Trauma and Stressor Related Disorders and Disasters
Examining Thematic Elements and Sentiment Differences in Trauma-Oriented Subreddits Using Machine Learning
Katherine Wislocki, B.A.
Graduate Student
University of California, Irvine
Irvine, California
Alyson Zalta, Ph.D.
Associate Professor
University of California, Irvine
Irvine, California
Previous work has illustrated the use of machine learning to analyze the sentiment and prevalent themes in online communities dedicated to mental health phenomena. In doing so, research has demonstrated distinct textual and thematic features in unstructured text related to psychological wellbeing and overall health. Less work has focused on communities with individuals exposed to traumatic events. The diagnostic similarity and conceptual debate concerning PTSD and C-PTSD has led to research focused on differentiating between the two conditions. Identifying differences in communication in online communities dedicated to these conditions can provide further insight into distinguishing features and mechanisms. This is particularly relevant during COVID-19, as limited research has assessed the impact of the pandemic comparatively in individuals with PTSD and C-PTSD. 149,679 Reddit posts from two trauma-oriented subreddits: r/ptsd (N = 27,407), r/CPTSD (N = 122,272) from November 2018 - January 2022 were collected, processed, and assessed. Themes were identified using k-means clustering. Similar qualitative themes emerged across subreddits and time, related to interpersonal relationships, trauma, communication, general pathology, contextual descriptions, coping, and symptom information.

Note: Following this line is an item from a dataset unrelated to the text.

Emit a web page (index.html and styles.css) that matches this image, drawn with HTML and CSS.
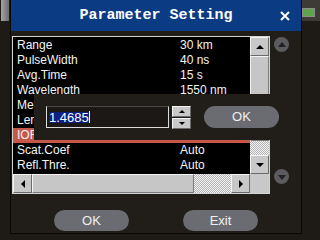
FILE: index.html
```html
<!DOCTYPE html>
<html lang="en">
<head>
    <meta charset="UTF-8">
    <title>Parameter Setting</title>
    <link rel="stylesheet" href="styles.css">
</head>
<body>
    <div class="screen">
        <div class="side side-left"><div class="side-thumb"></div></div>

        <div class="dialog">
            <div class="titlebar">
                <span></span>
                <span class="title">Parameter Setting</span>
                <span class="close">
                    <svg width="10" height="10" viewBox="0 0 10 10"><path d="M1 1L9 9M9 1L1 9" stroke="#fff" stroke-width="2"/></svg>
                </span>
            </div>

            <div class="body">
                <div class="listbox">
                    <div class="list-main">
                        <div class="rows">
                            <div class="row"><span class="label">Range</span><span>30 km</span></div>
                            <div class="row"><span class="label">PulseWidth</span><span>40 ns</span></div>
                            <div class="row"><span class="label">Avg.Time</span><span>15 s</span></div>
                            <div class="row"><span class="label">Wavelength</span><span>1550 nm</span></div>
                            <div class="row"><span class="label">Measure Mode</span><span>Average</span></div>
                            <div class="row"><span class="label">Length Unit</span><span>km</span></div>
                            <div class="row selected"><span class="label">IOR</span><span>1.4685</span></div>
                            <div class="row"><span class="label">Scat.Coef</span><span>Auto</span></div>
                            <div class="row"><span class="label">Refl.Thre.</span><span>Auto</span></div>
                        </div>
                        <div class="vscroll">
                            <div class="sb-btn"><i class="tri tri-up"></i></div>
                            <div class="sb-thumb v-thumb"></div>
                            <div class="track"></div>
                            <div class="sb-btn"><i class="tri tri-down"></i></div>
                        </div>
                    </div>
                    <div class="hscroll">
                        <div class="sb-btn"><i class="tri tri-left"></i></div>
                        <div class="sb-thumb h-thumb"></div>
                        <div class="track"></div>
                        <div class="sb-btn"><i class="tri tri-right"></i></div>
                        <div class="corner"></div>
                    </div>
                </div>

                <div class="pager">
                    <div class="circle"><i class="ctri ctri-up"></i></div>
                    <div class="circle"><i class="ctri ctri-down"></i></div>
                </div>
            </div>

            <div class="footer">
                <div class="pill">OK</div>
                <div class="pill">Exit</div>
            </div>

            <!-- editor popup over the IOR row -->
            <div class="popup">
                <div class="field"><span class="sel">1.4685</span><span class="caret"></span></div>
                <div class="spin">
                    <div class="sb-btn small"><i class="tri tri-up small"></i></div>
                    <div class="sb-btn small"><i class="tri tri-down small"></i></div>
                </div>
                <div class="pill popup-ok">OK</div>
            </div>
        </div>

        <div class="side side-right"><div class="side-thumb"><div class="led"></div></div></div>
    </div>
</body>
</html>
```

FILE: styles.css
```css
/* Estilos gerais */
body {
    margin: 0;
    background: #1e1a16;
    font-family: 'Liberation Sans', Arial, sans-serif;
}

.screen {
    display: flex;
    width: 320px;
    height: 240px;
    overflow: hidden;
}

.side-left {
    width: 10px;
}

.side-left .side-thumb {
    margin-left: 1px;
    width: 8px;
    height: 21px;
    background: linear-gradient(90deg, #a4a4a4, #6c6c6c);
}

.side-right {
    width: 18px;
}

.side-right .side-thumb {
    height: 21px;
    background: #3e3a36;
    padding-top: 8px;
    box-sizing: border-box;
}

.led {
    width: 11px;
    height: 7px;
    border: 1px solid #8c8c8c;
    background: #5ea44c;
}

/* Janela de dialogo */
.dialog {
    position: relative;
    width: 290px;
    height: 233px;
    border: 1px solid #0a0806;
    border-top: 0;
    background: #211d19;
    display: flex;
    flex-direction: column;
}

.titlebar {
    height: 31px;
    background: #0b3b82;
    color: #fff;
    display: grid;
    grid-template-columns: 1fr auto 1fr;
    align-items: center;
}

.title {
    font: bold 15px 'Liberation Mono', monospace;
}

.close {
    justify-self: end;
    margin-right: 11px;
    display: flex;
}

.body {
    display: flex;
    padding-top: 5px;
}

/* Lista de parametros */
.listbox {
    margin-left: 1px;
    width: 256px;
    height: 156px;
    border: 1px solid #d4d4d4;
    background: #000;
    display: flex;
    flex-direction: column;
}

.list-main {
    display: flex;
    height: 137px;
}

.rows {
    flex: 1;
    padding-top: 1px;
    overflow: hidden;
}

.row {
    display: flex;
    height: 15px;
    line-height: 15px;
    font-size: 12px;
    color: #f4f4f4;
    white-space: nowrap;
}

.row .label {
    width: 163px;
    padding-left: 4px;
}

.row.selected {
    background: #c4584a;
}

.vscroll {
    width: 19px;
    display: flex;
    flex-direction: column;
}

.hscroll {
    display: flex;
    height: 19px;
}

.sb-btn {
    width: 19px;
    height: 19px;
    box-sizing: border-box;
    background: #c8c8c8;
    border: 1px solid;
    border-color: #f4f4f4 #6a6a6a #6a6a6a #f4f4f4;
    display: flex;
    align-items: center;
    justify-content: center;
    flex-shrink: 0;
}

.sb-btn.small {
    height: 11px;
}

.sb-thumb {
    background: #c6c6c6;
    box-sizing: border-box;
    border: 1px solid;
    border-color: #f4f4f4 #7a7a7a #7a7a7a #f4f4f4;
}

.v-thumb {
    height: 85px;
}

.h-thumb {
    width: 162px;
}

.track {
    flex: 1;
    background: repeating-conic-gradient(#b4b4b4 0% 25%, #f2f2f2 0% 50%) 0 0 / 2px 2px;
}

.corner {
    width: 19px;
    background: #c8c8c8;
}

.tri {
    width: 0;
    height: 0;
}

.tri-up {
    border-left: 4px solid transparent;
    border-right: 4px solid transparent;
    border-bottom: 4px solid #000;
}

.tri-down {
    border-left: 4px solid transparent;
    border-right: 4px solid transparent;
    border-top: 4px solid #000;
}

.tri-up.small {
    border-width: 0 3px 3px;
}

.tri-down.small {
    border-width: 3px 3px 0;
}

.tri-left {
    border-top: 4px solid transparent;
    border-bottom: 4px solid transparent;
    border-right: 4px solid #000;
}

.tri-right {
    border-top: 4px solid transparent;
    border-bottom: 4px solid transparent;
    border-left: 4px solid #000;
}

/* Botoes redondos laterais */
.pager {
    margin-left: 4px;
    padding: 1px 0 10px;
    display: flex;
    flex-direction: column;
    justify-content: space-between;
}

.circle {
    width: 15px;
    height: 15px;
    border-radius: 50%;
    background: #5b5b60;
    display: flex;
    align-items: center;
    justify-content: center;
}

.ctri {
    width: 0;
    height: 0;
    border-left: 4px solid transparent;
    border-right: 4px solid transparent;
}

.ctri-up {
    border-bottom: 5px solid #222;
    margin-top: -1px;
}

.ctri-down {
    border-top: 5px solid #222;
    margin-top: 1px;
}

/* Rodape */
.footer {
    display: flex;
    justify-content: center;
    gap: 54px;
    margin-top: 16px;
}

.pill {
    width: 75px;
    height: 21px;
    line-height: 21px;
    border-radius: 11px;
    background: #6a6c72;
    color: #f0f0f0;
    font-size: 13px;
    text-align: center;
}

/* Editor sobreposto */
.popup {
    position: absolute;
    left: 23px;
    top: 94px;
    width: 266px;
    height: 46px;
    box-sizing: border-box;
    padding: 12px 0 0 12px;
    background: #211d19;
    display: flex;
    align-items: flex-start;
}

.field {
    width: 123px;
    height: 22px;
    box-sizing: border-box;
    border: 1px solid #dcdcdc;
    border-top-color: #4a4643;
    background: #1c1815;
    padding-left: 2px;
    display: flex;
    align-items: center;
}

.sel {
    background: #0c1f82;
    color: #fff;
    font-size: 13px;
    line-height: 11px;
    height: 11px;
}

.caret {
    width: 1px;
    height: 12px;
    background: #fff;
}

.spin {
    margin-left: 3px;
    display: flex;
    flex-direction: column;
    gap: 1px;
}

.popup-ok {
    margin-left: 13px;
    height: 22px;
    line-height: 22px;
}
```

Sentiment information was assessed using rule-based and automated models. Compound sentiment score and sentiment classification differences within and across groups were examined to account for potential changes due to the COVID-19 pandemic using independent t-tests and chi-square tests, respectively. Given the size of the samples, effect sizes are prioritized in analysis. Negligible to small differences in effect size were seen in subreddits across time periods with both rule-based (Hedges g = .006-.05) and automated models (Cramer’s V = .02-.03), suggesting minimal differences in subreddit sentiment as a function of COVID-19. Significant differences in the magnitude and frequency of negative sentiment between subreddits were found before (p < .0001; Hedges g = .13-.27, Cramer’s V = .09) and during (p < .0001; Hedges g = .08-.21, Cramer’s V = .04) COVID-19, with differences in effect size seen by model. Initial findings suggest that the sentiment for trauma-oriented subreddits is minimally different in r/ptsd than in r/CPTSD, with models demonstrating varying levels of slight increases in the magnitude of negative sentiment and the frequency of posts classified as negative in r/ptsd, compared to r/CPTSD. Implications and future directions will be discussed.